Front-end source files
— START —
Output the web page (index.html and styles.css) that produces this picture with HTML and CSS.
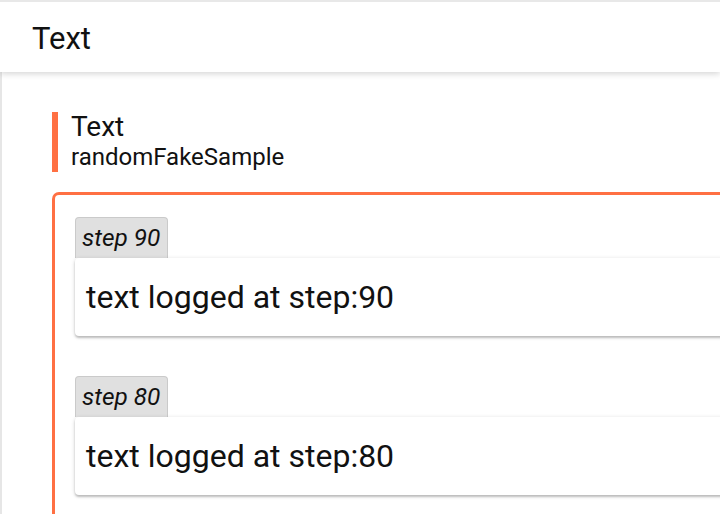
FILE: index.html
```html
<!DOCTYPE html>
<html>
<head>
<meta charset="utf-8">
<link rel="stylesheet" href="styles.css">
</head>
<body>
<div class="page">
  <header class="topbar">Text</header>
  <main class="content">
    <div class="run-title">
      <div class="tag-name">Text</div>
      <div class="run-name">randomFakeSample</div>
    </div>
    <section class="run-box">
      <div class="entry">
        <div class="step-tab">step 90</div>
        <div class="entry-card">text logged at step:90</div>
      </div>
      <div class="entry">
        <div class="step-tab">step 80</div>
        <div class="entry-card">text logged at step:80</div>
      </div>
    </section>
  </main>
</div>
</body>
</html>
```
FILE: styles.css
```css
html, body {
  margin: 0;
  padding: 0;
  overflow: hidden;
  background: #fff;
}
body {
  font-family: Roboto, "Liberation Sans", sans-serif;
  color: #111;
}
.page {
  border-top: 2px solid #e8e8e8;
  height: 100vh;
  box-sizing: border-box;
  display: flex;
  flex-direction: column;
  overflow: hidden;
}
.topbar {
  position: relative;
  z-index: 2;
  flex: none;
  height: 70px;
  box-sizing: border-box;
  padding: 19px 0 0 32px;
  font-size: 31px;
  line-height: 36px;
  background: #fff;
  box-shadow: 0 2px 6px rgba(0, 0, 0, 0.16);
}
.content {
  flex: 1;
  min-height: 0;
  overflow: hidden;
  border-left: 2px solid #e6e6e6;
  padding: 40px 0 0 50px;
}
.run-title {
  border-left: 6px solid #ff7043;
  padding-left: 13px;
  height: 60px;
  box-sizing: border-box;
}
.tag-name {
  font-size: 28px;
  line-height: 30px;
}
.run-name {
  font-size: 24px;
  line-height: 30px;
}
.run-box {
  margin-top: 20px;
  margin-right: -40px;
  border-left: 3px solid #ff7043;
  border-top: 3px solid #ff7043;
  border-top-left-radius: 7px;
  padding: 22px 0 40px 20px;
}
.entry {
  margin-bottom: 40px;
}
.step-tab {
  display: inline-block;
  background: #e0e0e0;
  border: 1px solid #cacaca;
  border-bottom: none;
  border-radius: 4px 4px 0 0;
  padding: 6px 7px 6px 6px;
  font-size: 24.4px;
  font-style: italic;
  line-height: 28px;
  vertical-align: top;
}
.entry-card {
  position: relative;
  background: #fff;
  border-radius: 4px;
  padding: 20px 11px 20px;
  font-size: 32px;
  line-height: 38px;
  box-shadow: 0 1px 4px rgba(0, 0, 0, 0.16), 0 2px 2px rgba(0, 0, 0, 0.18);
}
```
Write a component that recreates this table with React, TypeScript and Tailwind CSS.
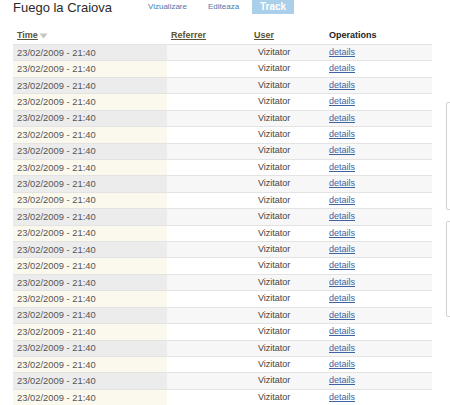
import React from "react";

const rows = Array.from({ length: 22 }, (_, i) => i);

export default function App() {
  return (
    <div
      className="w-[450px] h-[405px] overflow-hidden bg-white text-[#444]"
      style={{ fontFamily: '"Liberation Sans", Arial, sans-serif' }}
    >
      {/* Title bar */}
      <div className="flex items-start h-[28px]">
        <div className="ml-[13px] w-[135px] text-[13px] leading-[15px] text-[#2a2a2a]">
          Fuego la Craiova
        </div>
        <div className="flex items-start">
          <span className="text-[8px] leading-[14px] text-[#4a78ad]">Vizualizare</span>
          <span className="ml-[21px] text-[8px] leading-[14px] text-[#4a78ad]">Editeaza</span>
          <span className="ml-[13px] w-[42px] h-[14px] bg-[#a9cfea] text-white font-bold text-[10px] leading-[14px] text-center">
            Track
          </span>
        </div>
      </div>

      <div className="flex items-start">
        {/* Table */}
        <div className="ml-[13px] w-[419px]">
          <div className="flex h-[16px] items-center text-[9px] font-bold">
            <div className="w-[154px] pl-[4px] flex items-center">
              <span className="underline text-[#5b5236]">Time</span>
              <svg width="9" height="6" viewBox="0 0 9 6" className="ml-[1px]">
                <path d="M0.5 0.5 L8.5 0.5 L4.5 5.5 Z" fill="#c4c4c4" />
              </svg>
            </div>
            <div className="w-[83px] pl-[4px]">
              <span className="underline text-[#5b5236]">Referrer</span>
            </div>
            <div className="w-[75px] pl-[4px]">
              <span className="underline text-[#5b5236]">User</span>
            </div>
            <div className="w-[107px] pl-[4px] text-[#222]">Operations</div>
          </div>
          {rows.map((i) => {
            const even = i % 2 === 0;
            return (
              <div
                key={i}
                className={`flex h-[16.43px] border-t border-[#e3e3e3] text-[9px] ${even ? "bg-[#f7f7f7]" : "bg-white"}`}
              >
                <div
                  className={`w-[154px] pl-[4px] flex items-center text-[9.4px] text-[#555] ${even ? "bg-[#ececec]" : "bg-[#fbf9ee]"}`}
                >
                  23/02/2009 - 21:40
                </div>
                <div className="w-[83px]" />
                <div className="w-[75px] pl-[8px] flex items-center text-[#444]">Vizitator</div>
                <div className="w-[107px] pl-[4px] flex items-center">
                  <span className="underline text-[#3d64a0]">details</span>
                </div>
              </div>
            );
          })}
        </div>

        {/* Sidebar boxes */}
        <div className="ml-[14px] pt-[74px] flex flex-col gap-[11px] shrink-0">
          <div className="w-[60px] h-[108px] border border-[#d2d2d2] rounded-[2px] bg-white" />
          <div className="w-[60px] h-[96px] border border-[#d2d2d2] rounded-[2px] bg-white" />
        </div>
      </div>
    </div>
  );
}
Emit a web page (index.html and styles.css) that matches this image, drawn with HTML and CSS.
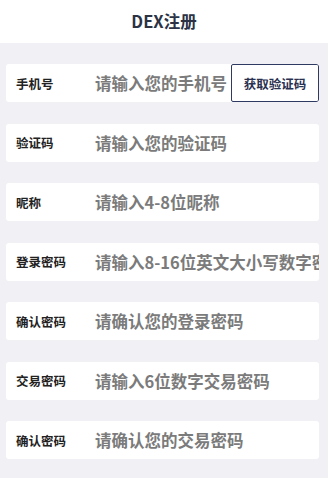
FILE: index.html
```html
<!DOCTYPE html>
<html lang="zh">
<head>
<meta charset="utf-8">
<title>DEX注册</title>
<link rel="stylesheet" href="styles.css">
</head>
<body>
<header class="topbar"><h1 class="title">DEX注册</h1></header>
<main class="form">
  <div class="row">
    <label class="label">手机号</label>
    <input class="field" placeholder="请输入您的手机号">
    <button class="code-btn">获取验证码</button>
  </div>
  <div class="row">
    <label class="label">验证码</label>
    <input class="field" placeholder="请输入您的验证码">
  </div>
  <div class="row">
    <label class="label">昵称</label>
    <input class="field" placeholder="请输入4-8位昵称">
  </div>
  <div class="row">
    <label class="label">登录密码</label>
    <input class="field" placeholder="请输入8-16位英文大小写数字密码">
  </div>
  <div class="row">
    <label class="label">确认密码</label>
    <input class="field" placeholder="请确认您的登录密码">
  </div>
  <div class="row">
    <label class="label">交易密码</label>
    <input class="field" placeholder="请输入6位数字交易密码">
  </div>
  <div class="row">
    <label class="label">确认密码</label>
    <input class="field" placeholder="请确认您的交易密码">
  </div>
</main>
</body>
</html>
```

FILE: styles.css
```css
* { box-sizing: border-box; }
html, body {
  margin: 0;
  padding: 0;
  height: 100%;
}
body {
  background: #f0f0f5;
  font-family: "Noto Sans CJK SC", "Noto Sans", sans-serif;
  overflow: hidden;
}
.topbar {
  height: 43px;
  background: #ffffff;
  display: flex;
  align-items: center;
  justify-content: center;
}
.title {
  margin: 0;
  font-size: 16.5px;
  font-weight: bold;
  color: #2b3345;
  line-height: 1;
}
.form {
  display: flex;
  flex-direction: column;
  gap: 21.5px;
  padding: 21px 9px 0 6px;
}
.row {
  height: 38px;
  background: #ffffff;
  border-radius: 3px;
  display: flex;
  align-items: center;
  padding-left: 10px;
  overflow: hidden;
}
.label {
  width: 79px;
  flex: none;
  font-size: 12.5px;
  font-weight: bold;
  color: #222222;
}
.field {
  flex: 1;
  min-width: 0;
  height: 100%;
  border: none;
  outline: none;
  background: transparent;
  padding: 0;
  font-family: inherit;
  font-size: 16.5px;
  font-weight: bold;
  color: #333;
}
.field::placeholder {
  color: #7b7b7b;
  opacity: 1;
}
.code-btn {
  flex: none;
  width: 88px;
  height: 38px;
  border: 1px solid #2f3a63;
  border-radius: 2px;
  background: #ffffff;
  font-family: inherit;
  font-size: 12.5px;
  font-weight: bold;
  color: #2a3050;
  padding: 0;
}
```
— END —
SHORT EXERCISE
Provide the number of lines in the data above that contain the string "React", and nothing else.

RESPONSE
2